Cutting threads exactly as you would on a manual lathe, otherwise. No second axis, no acelertion deceleration factors, etc. You engage the half nut with the spindle and leadscrew already turning, just as you would with change gears. You feed the slide in as multiple passes, in the manual way.
PekkaNF:
I like the direction you are heading. Keep it clean and simple.
Very long time ago I used EPROM as a look uptable - without using a uP. Really simple. Incremental encoder to address lines (all extras pulled), data lines were output. Eprom was mostly wasted but small partion of was this lookup table. You need reset and clock, but they could be generated from index and quadrature count pulses?
Few posts back:
--- Quote from: vtsteam on March 31, 2015, 09:45:46 AM ---.....Ideally a rotary switch with a big metal knob would be a great "old school" solution to fit a traditional looking lathe, I think. You'd have to make one with a PC board and wipers, but it could be done as a later project in itself!

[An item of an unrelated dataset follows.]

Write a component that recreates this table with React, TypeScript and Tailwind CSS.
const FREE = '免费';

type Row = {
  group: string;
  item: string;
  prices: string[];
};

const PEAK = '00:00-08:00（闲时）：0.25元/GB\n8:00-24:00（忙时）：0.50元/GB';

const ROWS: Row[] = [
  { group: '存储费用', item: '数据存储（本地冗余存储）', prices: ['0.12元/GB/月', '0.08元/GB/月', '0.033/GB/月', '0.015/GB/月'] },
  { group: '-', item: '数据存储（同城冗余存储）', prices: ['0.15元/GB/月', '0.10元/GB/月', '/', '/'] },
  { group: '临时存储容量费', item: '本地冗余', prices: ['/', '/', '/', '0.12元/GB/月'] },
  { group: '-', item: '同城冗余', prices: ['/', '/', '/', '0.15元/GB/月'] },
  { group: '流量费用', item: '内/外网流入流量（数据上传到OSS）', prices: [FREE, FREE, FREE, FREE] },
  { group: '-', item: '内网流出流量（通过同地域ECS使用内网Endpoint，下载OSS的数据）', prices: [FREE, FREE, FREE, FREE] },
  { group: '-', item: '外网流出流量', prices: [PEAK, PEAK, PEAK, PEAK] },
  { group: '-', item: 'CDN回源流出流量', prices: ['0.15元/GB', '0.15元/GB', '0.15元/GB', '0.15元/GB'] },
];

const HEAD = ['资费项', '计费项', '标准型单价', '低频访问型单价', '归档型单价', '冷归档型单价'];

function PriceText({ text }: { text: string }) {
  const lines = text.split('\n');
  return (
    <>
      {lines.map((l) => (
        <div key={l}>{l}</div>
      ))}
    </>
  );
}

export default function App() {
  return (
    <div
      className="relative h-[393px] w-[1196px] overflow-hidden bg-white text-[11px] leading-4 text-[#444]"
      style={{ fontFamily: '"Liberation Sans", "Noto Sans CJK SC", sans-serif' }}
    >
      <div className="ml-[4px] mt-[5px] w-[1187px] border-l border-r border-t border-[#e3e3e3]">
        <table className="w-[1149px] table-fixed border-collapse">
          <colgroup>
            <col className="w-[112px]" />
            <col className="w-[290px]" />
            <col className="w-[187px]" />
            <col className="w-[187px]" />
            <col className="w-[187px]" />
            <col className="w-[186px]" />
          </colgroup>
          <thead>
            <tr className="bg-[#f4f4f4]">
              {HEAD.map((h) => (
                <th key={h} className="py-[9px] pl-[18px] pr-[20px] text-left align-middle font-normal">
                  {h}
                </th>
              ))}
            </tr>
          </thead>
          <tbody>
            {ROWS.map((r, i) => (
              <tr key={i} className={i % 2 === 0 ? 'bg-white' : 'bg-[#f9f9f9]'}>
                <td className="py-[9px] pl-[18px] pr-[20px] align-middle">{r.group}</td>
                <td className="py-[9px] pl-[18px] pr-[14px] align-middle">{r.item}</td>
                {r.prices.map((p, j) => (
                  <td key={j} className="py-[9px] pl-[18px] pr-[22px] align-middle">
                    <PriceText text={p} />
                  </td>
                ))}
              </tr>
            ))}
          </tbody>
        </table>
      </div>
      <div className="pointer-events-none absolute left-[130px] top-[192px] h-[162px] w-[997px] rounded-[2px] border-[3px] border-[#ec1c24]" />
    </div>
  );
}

Thank you all for your replies! :beer: :beer: :beer: :beer: :beer:
--- End quote ---
Are you thinking of binary code rotary switch? Make the disc/code GRAY-code. You probably know this, but unsuspected person could find very unstable readings with ordinary binary code. Reason being that two (nearly) simultaneous bit changes are often required to happen. In real world on transition you get whatever code.
http://en.wikipedia.org/wiki/Gray_code
In this application software filtering is possible to see that the input is stable.

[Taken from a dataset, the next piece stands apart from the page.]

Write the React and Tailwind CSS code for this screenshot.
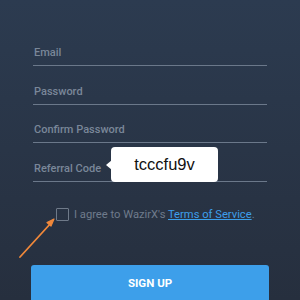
import React, { useState } from 'react';

const fields = ['Email', 'Password', 'Confirm Password', 'Referral Code'];

const App = () => {
    const [agreed, setAgreed] = useState(false);

    return (
        <div
            className="relative w-[300px] h-[300px] overflow-hidden bg-gradient-to-b from-[#2c3b50] to-[#262f3e]"
            style={{ fontFamily: 'Roboto, "Liberation Sans", sans-serif' }}
        >
            <div className="flex flex-col px-[33px] pt-[46px] gap-[18.5px]">
                {fields.map((f) => (
                    <div key={f} className="border-b border-[#6b788a] pb-[5px]">
                        <span className="block text-[11px] leading-[14px] font-medium text-[#7a8799] pl-px">{f}</span>
                    </div>
                ))}
            </div>

            <div className="flex items-center mt-[26px] ml-[56px] gap-[5px]">
                <button
                    type="button"
                    onClick={() => setAgreed(!agreed)}
                    className="w-[13px] h-[13px] border-[1.5px] border-[#6f7a89] rounded-[1px]"
                />
                <span className="text-[11.2px] leading-[14px] text-[#6f7b8c]">
                    I agree to WazirX's{' '}
                    <a href="#" className="text-[#3d9fea] underline">Terms of Service</a>
                    <span className="text-[#6f7b8c]">.</span>
                </span>
            </div>

            <div className="px-[31px] mt-[43px]">
                <button
                    type="button"
                    className="w-full h-[38px] rounded-[3px] bg-[#3d9fea] text-white text-[11.5px] font-bold"
                >
                    SIGN UP
                </button>
            </div>

            {/* referral code tooltip */}
            <div className="absolute left-[111px] top-[147px] w-[107px] h-[35px] bg-white rounded-[4px] flex items-center justify-center">
                <div className="absolute -left-[5px] top-[13px] w-0 h-0 border-y-[5px] border-y-transparent border-r-[6px] border-r-white" />
                <span
                    className="text-[16.5px] text-[#111]"
                    style={{ fontFamily: '"Liberation Sans", Arial, sans-serif' }}
                >
                    tcccfu9v
                </span>
            </div>

            {/* orange pointer arrow */}
            <svg className="absolute left-0 top-0" width="300" height="300" viewBox="0 0 300 300">
                <line x1="20" y1="257" x2="51" y2="223" stroke="#f0883a" strokeWidth="1.8" strokeLinecap="round" />
                <path d="M54 219 L47 222.5 L51 226 Z" fill="#f0883a" stroke="#f0883a" strokeWidth="1.2" strokeLinejoin="round" />
            </svg>
        </div>
    );
};

export default App;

CNC Hand Wheel MPG uses similar type encoder than you are planning to use on spindle. It is handy feeding in all sort of numbers. I had camera that had that sort of handwheel, only circumfere sticking out and number or menu item was scrolled by rotating that hand wheel on thumb and then the hand wheel was pressed to lock/choose value. This will ofcourse require rather coarse resolution and definate detent, but for most of the people this is desirable on menu selection. On feed you want fine resolution.
Bit of OT sometimes goes far. :lol:
Pekka
RussellT:
I'm not familiar with commercial rotary encoders so I've had a quick look on ebay. It seems that for not much more you can get 2000 pulses/rev. Presumably whichever encoder you choose for your purpose you could double the number of pulses by using two inputs and counting both sets of pulses - or possibly all three, A B and Z. I'm not sure whether they've already done that to claim 2000p/r.

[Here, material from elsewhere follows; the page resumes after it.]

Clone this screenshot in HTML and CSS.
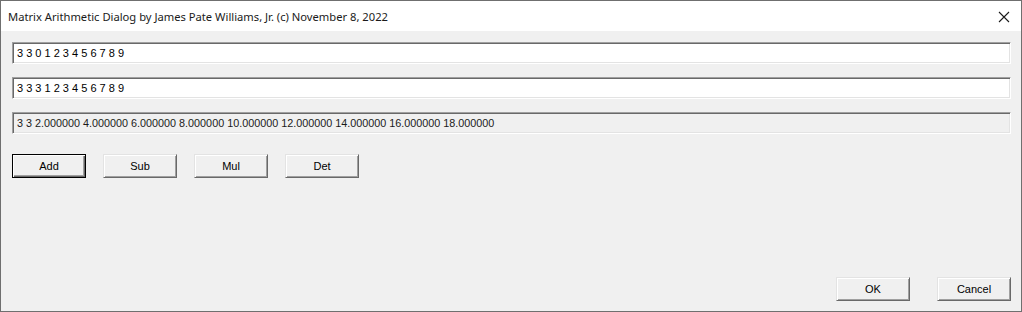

Here's an example http://www.ia.omron.com/product/item/e6b27090f/index.html
Looking at the output diagram you might be able to count 5000 p/r which ought to improve accuracy. I've tried playing with your spreadsheet but adding to the encoder disc sectors doesn't affect the accuracy. I must be missing something there I think doubling the pulse output ought to halve the error.
You can program PICs in basic. I use mikrobasic which has a free version.
Russell
PekkaNF:
--- Quote from: RussellT on April 01, 2015, 05:12:20 AM ---I'm not familiar with commercial rotary encoders so I've had a quick look on ebay. It seems that for not much more you can get 2000 pulses/rev. Presumably whichever encoder you choose for your purpose you could double the number of pulses by using two inputs and counting both sets of pulses - or possibly all three, A B and Z. I'm not sure whether they've already done that to claim 2000p/r.....
Russell
--- End quote ---
I used work some time with rotary encoders (incremental and absolute) and my experience is that at some point in the system more P/R does not produce any gain. Specially when you start counting leadin/trailin edeges as a pulses you are stepping on thin ice. A little interface mismatch, threshold, not that crisp edges, not to mention little mechanical vibration when pulse is setting between 0/1 states and sometimes the count drifts even when nothing moves. Same goes to single channel encoders. They can't detect directional change. Some might think that in this case it does not matter. But it does. Even when you think that you rotate spindle on one direction only, but funny stuff happens when you start/stop at pulse transition.
I tried to shed some light on this issue few posts back.